Task |
Repeat the data that follows, word for word, without the images.

Task data |
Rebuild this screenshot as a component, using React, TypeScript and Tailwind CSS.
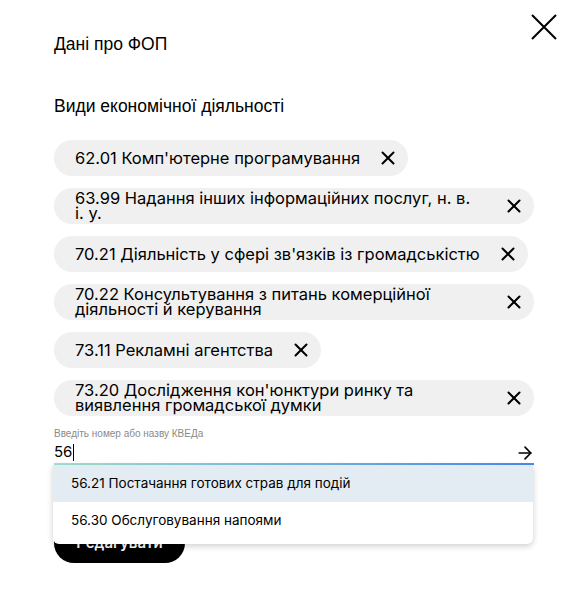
import { X, ArrowRight } from "lucide-react";

const chips = [
  "62.01 Комп'ютерне програмування",
  "63.99 Надання інших інформаційних послуг, н. в. і.\u00a0у.",
  "70.21 Діяльність у сфері зв'язків із громадськістю",
  "70.22 Консультування з питань комерційної діяльності й керування",
  "73.11 Рекламні агентства",
  "73.20 Дослідження кон'юнктури ринку та виявлення громадської думки",
];

const options = [
  "56.21 Постачання готових страв для подій",
  "56.30 Обслуговування напоями",
];

export default function App() {
  return (
    <div className="relative min-h-[592px] w-[585px] bg-white text-black">
      <button className="absolute right-[27px] top-[13px] h-[28px] w-[28px]">
        <svg viewBox="0 0 28 28" className="h-[28px] w-[28px]">
          <path d="M2 2 L26 26 M26 2 L2 26" stroke="black" strokeWidth="2" />
        </svg>
      </button>

      <div className="px-[54px] pt-[32px]">
        <h2 className="font-['Liberation_Sans',sans-serif] text-[17.5px] leading-[24px]">Дані про ФОП</h2>
        <h3 className="mt-[38px] font-['Liberation_Sans',sans-serif] text-[17.5px] leading-[24px]">
          Види економічної діяльності
        </h3>

        <div className="mt-[22px] flex w-[480px] flex-col items-start gap-[12px] font-['Inter',sans-serif]">
          {chips.map((c) => (
            <div
              key={c}
              className="flex h-[36px] max-w-[480px] items-center rounded-full bg-[#f0f0f0] pl-[21px] pr-[9px]"
            >
              <span className="min-w-0 flex-1 text-[16.5px] leading-[15px]">{c}</span>
              <X className="ml-[17px] h-[22px] w-[22px] shrink-0" strokeWidth={2.2} />
            </div>
          ))}
        </div>

        <div className="mt-[12px] w-[480px]">
          <div className="relative">
            <div className="font-['Liberation_Sans',sans-serif] text-[10px] leading-[12px] text-[#8a8a8a]">
              Введіть номер або назву КВЕДа
            </div>
            <div className="mt-[2px] flex h-[21px] items-center justify-between">
              <span className="flex items-center font-['Inter',sans-serif] text-[15px]">
                56<span className="ml-px inline-block h-[17px] w-px bg-black" />
              </span>
              <ArrowRight className="-mr-[1px] h-[20px] w-[20px]" strokeWidth={2} />
            </div>
            <div className="h-[2px] w-full bg-gradient-to-r from-[#a6e4cf] to-[#4a8cf3]" />

            <div className="absolute left-[-1px] top-full z-10 w-[480px] overflow-hidden rounded-b-[6px] bg-white pb-[5px] font-['Inter',sans-serif] text-[13.5px] shadow-[0_2px_6px_rgba(0,0,0,0.2)]">
              <div className="flex h-[37px] items-center bg-[#e4ecf3] px-[18px]">{options[0]}</div>
              <div className="flex h-[37px] items-center px-[18px]">{options[1]}</div>
            </div>
          </div>

          <button className="mt-[58px] h-[40px] w-[131px] rounded-full bg-black font-['Inter',sans-serif] text-[15px] font-semibold text-white">
            Редагувати
          </button>
        </div>
      </div>
    </div>
  );
}
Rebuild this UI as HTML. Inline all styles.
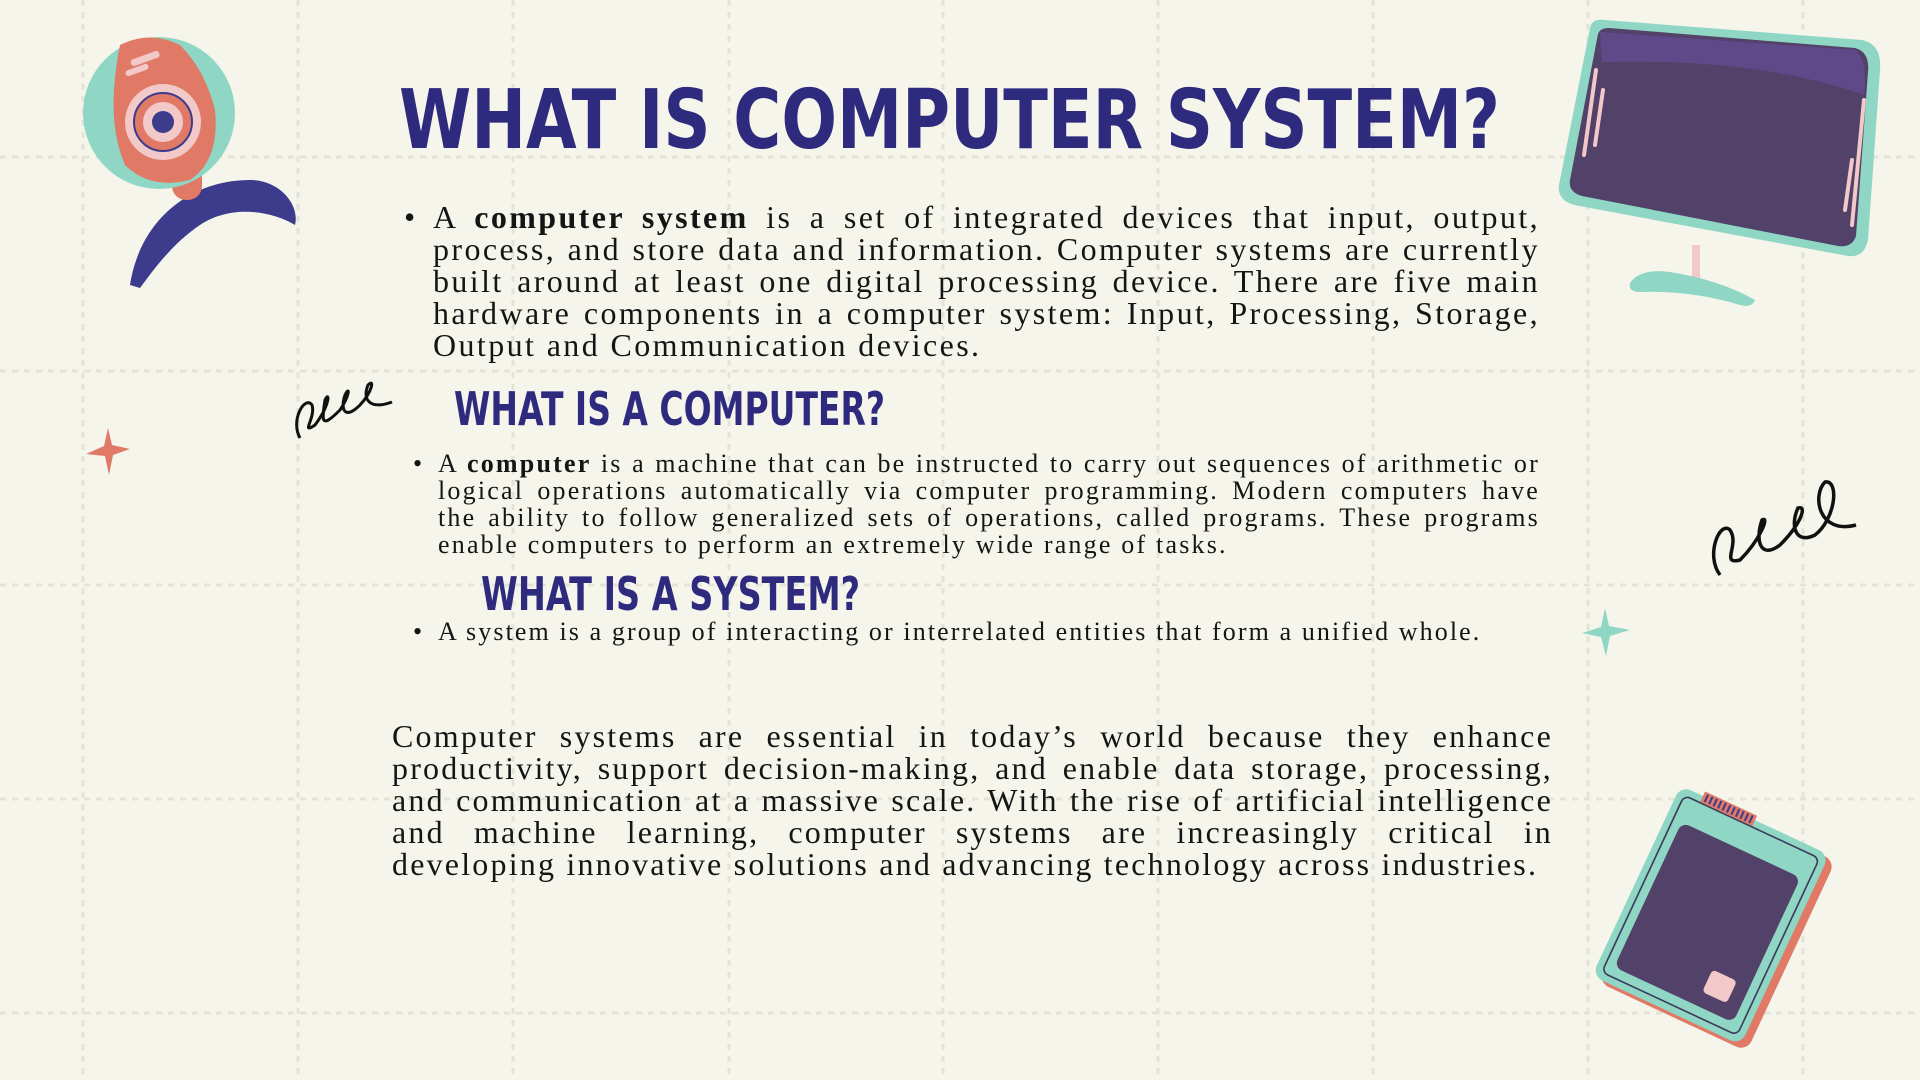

Answer to the problem |
Rebuild this screenshot as a component, using React, TypeScript and Tailwind CSS.
import { X, ArrowRight } from "lucide-react";

const chips = [
  "62.01 Комп'ютерне програмування",
  "63.99 Надання інших інформаційних послуг, н. в. і.\u00a0у.",
  "70.21 Діяльність у сфері зв'язків із громадськістю",
  "70.22 Консультування з питань комерційної діяльності й керування",
  "73.11 Рекламні агентства",
  "73.20 Дослідження кон'юнктури ринку та виявлення громадської думки",
];

const options = [
  "56.21 Постачання готових страв для подій",
  "56.30 Обслуговування напоями",
];

export default function App() {
  return (
    <div className="relative min-h-[592px] w-[585px] bg-white text-black">
      <button className="absolute right-[27px] top-[13px] h-[28px] w-[28px]">
        <svg viewBox="0 0 28 28" className="h-[28px] w-[28px]">
          <path d="M2 2 L26 26 M26 2 L2 26" stroke="black" strokeWidth="2" />
        </svg>
      </button>

      <div className="px-[54px] pt-[32px]">
        <h2 className="font-['Liberation_Sans',sans-serif] text-[17.5px] leading-[24px]">Дані про ФОП</h2>
        <h3 className="mt-[38px] font-['Liberation_Sans',sans-serif] text-[17.5px] leading-[24px]">
          Види економічної діяльності
        </h3>

        <div className="mt-[22px] flex w-[480px] flex-col items-start gap-[12px] font-['Inter',sans-serif]">
          {chips.map((c) => (
            <div
              key={c}
              className="flex h-[36px] max-w-[480px] items-center rounded-full bg-[#f0f0f0] pl-[21px] pr-[9px]"
            >
              <span className="min-w-0 flex-1 text-[16.5px] leading-[15px]">{c}</span>
              <X className="ml-[17px] h-[22px] w-[22px] shrink-0" strokeWidth={2.2} />
            </div>
          ))}
        </div>

        <div className="mt-[12px] w-[480px]">
          <div className="relative">
            <div className="font-['Liberation_Sans',sans-serif] text-[10px] leading-[12px] text-[#8a8a8a]">
              Введіть номер або назву КВЕДа
            </div>
            <div className="mt-[2px] flex h-[21px] items-center justify-between">
              <span className="flex items-center font-['Inter',sans-serif] text-[15px]">
                56<span className="ml-px inline-block h-[17px] w-px bg-black" />
              </span>
              <ArrowRight className="-mr-[1px] h-[20px] w-[20px]" strokeWidth={2} />
            </div>
            <div className="h-[2px] w-full bg-gradient-to-r from-[#a6e4cf] to-[#4a8cf3]" />

            <div className="absolute left-[-1px] top-full z-10 w-[480px] overflow-hidden rounded-b-[6px] bg-white pb-[5px] font-['Inter',sans-serif] text-[13.5px] shadow-[0_2px_6px_rgba(0,0,0,0.2)]">
              <div className="flex h-[37px] items-center bg-[#e4ecf3] px-[18px]">{options[0]}</div>
              <div className="flex h-[37px] items-center px-[18px]">{options[1]}</div>
            </div>
          </div>

          <button className="mt-[58px] h-[40px] w-[131px] rounded-full bg-black font-['Inter',sans-serif] text-[15px] font-semibold text-white">
            Редагувати
          </button>
        </div>
      </div>
    </div>
  );
}
Rebuild this UI as HTML. Inline all styles.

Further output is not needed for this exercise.